Furthermore, in an interview with Matt Wilkinson, he commented that “when I was younger, I always used to dream about being sedated”, continuing to say that drugs were the only thing to temporarily give him that feeling. Healy also touches upon the idea of the romanticisation of substance abuse in this interview, explaining his use of sarcastic or ironic lyrics which show this message to be untrue. Healy maintains that his decision to speak about drugs in his music is a matter of artistic honesty as opposed to a romanticisation of drugs.
In contrast to this, there are also artists who are open advocates for drug use; with Miley Cyrus supporting the use of ‘happy drugs’ remarking that ‘they make you want
to be with your friends’. Many individuals in the hardcore punk scene are directly opposed to this idea, identifying as part of the ‘straight edge’ subculture. This term refers to an individual who refrains from using alcohol or any other recreational drug with artists such as James Hetfield, Patty Walters and Tyler The Creator being just a few musicians who identify with this subculture.

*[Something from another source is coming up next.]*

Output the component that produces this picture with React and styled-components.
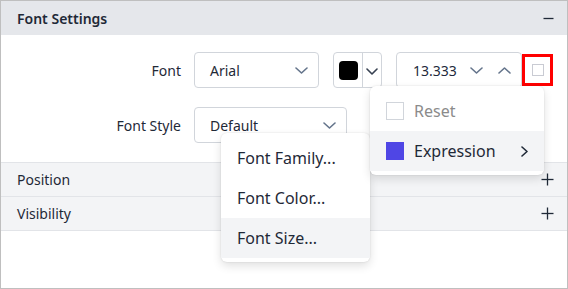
import styled, { createGlobalStyle } from "styled-components";

const GlobalStyle = createGlobalStyle`
    html, body {
        margin: 0;
        padding: 0;
        background: #ffffff;
    }
    body {
        font-family: "Noto Sans", "Open Sans", sans-serif;
        color: #1f2937;
    }
    * {
        box-sizing: border-box;
    }
`

const Chevron = ({ dir = "down", w = 13, h = 7, color = "#64748b" }) => {
    const points = dir === "down"
        ? `1,1 ${w / 2},${h - 1} ${w - 1},1`
        : dir === "up"
            ? `1,${h - 1} ${w / 2},1 ${w - 1},${h - 1}`
            : `1,1 ${w - 1},${h / 2} 1,${h - 1}`;
    return (
        <svg width={w} height={h} viewBox={`0 0 ${w} ${h}`}>
            <polyline points={points} fill="none" stroke={color} strokeWidth="1.6" strokeLinecap="round" strokeLinejoin="round" />
        </svg>
    )
}

const Minus = () => (
    <svg width="11" height="11" viewBox="0 0 11 11">
        <line x1="0.5" y1="5.5" x2="10.5" y2="5.5" stroke="#1f2937" strokeWidth="1.3" />
    </svg>
)

const Plus = () => (
    <svg width="13" height="13" viewBox="0 0 13 13">
        <line x1="0.5" y1="6.5" x2="12.5" y2="6.5" stroke="#1f2937" strokeWidth="1.3" />
        <line x1="6.5" y1="0.5" x2="6.5" y2="12.5" stroke="#1f2937" strokeWidth="1.3" />
    </svg>
)

const App = () => {
    return (
        <>
            <GlobalStyle />
            <Panel>
                <SectionHeader open>
                    <SectionTitle bold>Font Settings</SectionTitle>
                    <Minus />
                </SectionHeader>

                <Body>
                    <Label>Font</Label>
                    <Controls>
                        <Select width={125}>
                            <span>Arial</span>
                            <Chevron />
                        </Select>
                        <ColorPicker>
                            <Swatch />
                            <ColorArrow>
                                <Chevron w={12} h={7} color="#374151" />
                            </ColorArrow>
                        </ColorPicker>
                        <NumberBox>
                            <span>13.333</span>
                            <Spinners>
                                <Chevron w={13} h={7} />
                                <Chevron dir="up" w={13} h={7} />
                            </Spinners>
                        </NumberBox>
                        <Highlight>
                            <SmallCheck />
                        </Highlight>
                    </Controls>

                    <Label>Font Style</Label>
                    <Controls>
                        <Select width={153}>
                            <span>Default</span>
                            <Chevron />
                        </Select>
                    </Controls>
                </Body>

                <SectionHeader top>
                    <SectionTitle>Position</SectionTitle>
                    <Plus />
                </SectionHeader>
                <SectionHeader>
                    <SectionTitle>Visibility</SectionTitle>
                    <Plus />
                </SectionHeader>

                <Menu left={220} top={132} width={149}>
                    <MenuItem>Font Family...</MenuItem>
                    <MenuItem>Font Color...</MenuItem>
                    <MenuItem active>Font Size...</MenuItem>
                </Menu>

                <Menu left={369} top={85} width={174}>
                    <MenuItem muted>
                        <Box />
                        <ItemText>Reset</ItemText>
                    </MenuItem>
                    <MenuItem active>
                        <Box filled />
                        <ItemText>Expression</ItemText>
                        <Chevron dir="right" w={7} h={11} color="#1f2937" />
                    </MenuItem>
                </Menu>
            </Panel>
        </>
    )
}

const Panel = styled.div`
    position: relative;
    width: 568px;
    height: 289px;
    border: 1px solid #bfbfbf;
    background: #ffffff;
    overflow: hidden;
`
const SectionHeader = styled.div`
    display: flex;
    align-items: center;
    justify-content: space-between;
    height: ${props => props.top ? "35px" : "34px"};
    padding: 0 13px 0 16px;
    background: ${props => props.open ? "#e5e7eb" : "#f3f4f6"};
    border-top: ${props => props.top ? "1px solid #e2e4e8" : "none"};
    border-bottom: ${props => props.open ? "none" : "1px solid #e2e4e8"};
`
const SectionTitle = styled.div`
    font-size: 14px;
    font-weight: ${props => props.bold ? 600 : 400};
    color: #1f2937;
`
const Body = styled.div`
    display: grid;
    grid-template-columns: 180px 1fr;
    column-gap: 13px;
    row-gap: 19px;
    align-items: center;
    padding: 17px 0 19px;
`
const Label = styled.div`
    text-align: right;
    font-size: 14px;
    color: #1f2937;
`
const Controls = styled.div`
    display: flex;
    align-items: center;
`
const Select = styled.div`
    display: flex;
    align-items: center;
    justify-content: space-between;
    width: ${props => props.width}px;
    height: 36px;
    padding: 0 10px 0 15px;
    border: 1px solid #d1d5db;
    border-radius: 4px;
    font-size: 14px;
    color: #1f2937;
`
const ColorPicker = styled.div`
    display: flex;
    margin-left: 14px;
    width: 49px;
    height: 36px;
    border: 1px solid #d1d5db;
    border-radius: 4px;
`
const Swatch = styled.div`
    width: 29px;
    display: flex;
    align-items: center;
    justify-content: center;
    border-right: 1px solid #d1d5db;
    &::after {
        content: "";
        width: 19px;
        height: 19px;
        border-radius: 4px;
        background: #000000;
    }
`
const ColorArrow = styled.div`
    flex: 1;
    display: flex;
    align-items: center;
    justify-content: center;
    padding-top: 2px;
`
const NumberBox = styled.div`
    display: flex;
    align-items: center;
    justify-content: space-between;
    margin-left: 14px;
    width: 126px;
    height: 36px;
    padding: 0 10px 0 16px;
    border: 1px solid #d1d5db;
    border-radius: 4px;
    font-size: 14px;
    color: #1e293b;
`
const Spinners = styled.div`
    display: flex;
    gap: 15px;
`
const Highlight = styled.div`
    display: flex;
    align-items: center;
    justify-content: center;
    width: 31px;
    height: 32px;
    border: 3px solid #ff0000;
`
const SmallCheck = styled.div`
    width: 12px;
    height: 12px;
    border: 1px solid #c9cbd3;
`
const Menu = styled.div`
    position: absolute;
    left: ${props => props.left}px;
    top: ${props => props.top}px;
    width: ${props => props.width}px;
    padding: 5px 0 4px;
    background: #ffffff;
    border-radius: 6px;
    box-shadow: 0 4px 10px rgba(0, 0, 0, 0.12), 0 0 2px rgba(0, 0, 0, 0.12);
`
const MenuItem = styled.div`
    display: flex;
    align-items: center;
    height: 40px;
    padding: 0 16px 0 16px;
    background: ${props => props.active ? "#f3f4f6" : "transparent"};
    color: ${props => props.muted ? "#8b8b8b" : "#1f2937"};
    font-size: 16px;
`
const Box = styled.div`
    width: 18px;
    height: 18px;
    margin-right: 10px;
    background: ${props => props.filled ? "#4f46e5" : "transparent"};
    border: ${props => props.filled ? "none" : "1px solid #d1d5db"};
`
const ItemText = styled.span`
    flex: 1;
`

export default App;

The relationship between drugs and music has arguably never been more prominent. With the rules regarding censorship on the radio becoming a lot less strict than they may have been twenty years ago, it is now much more common to hear references to drugs on a daily basis. This therefore only heightens the importance of the conversation about drug use in order to break down any stigma surrounding it and to provide those who are looking to experiment safe means to do so.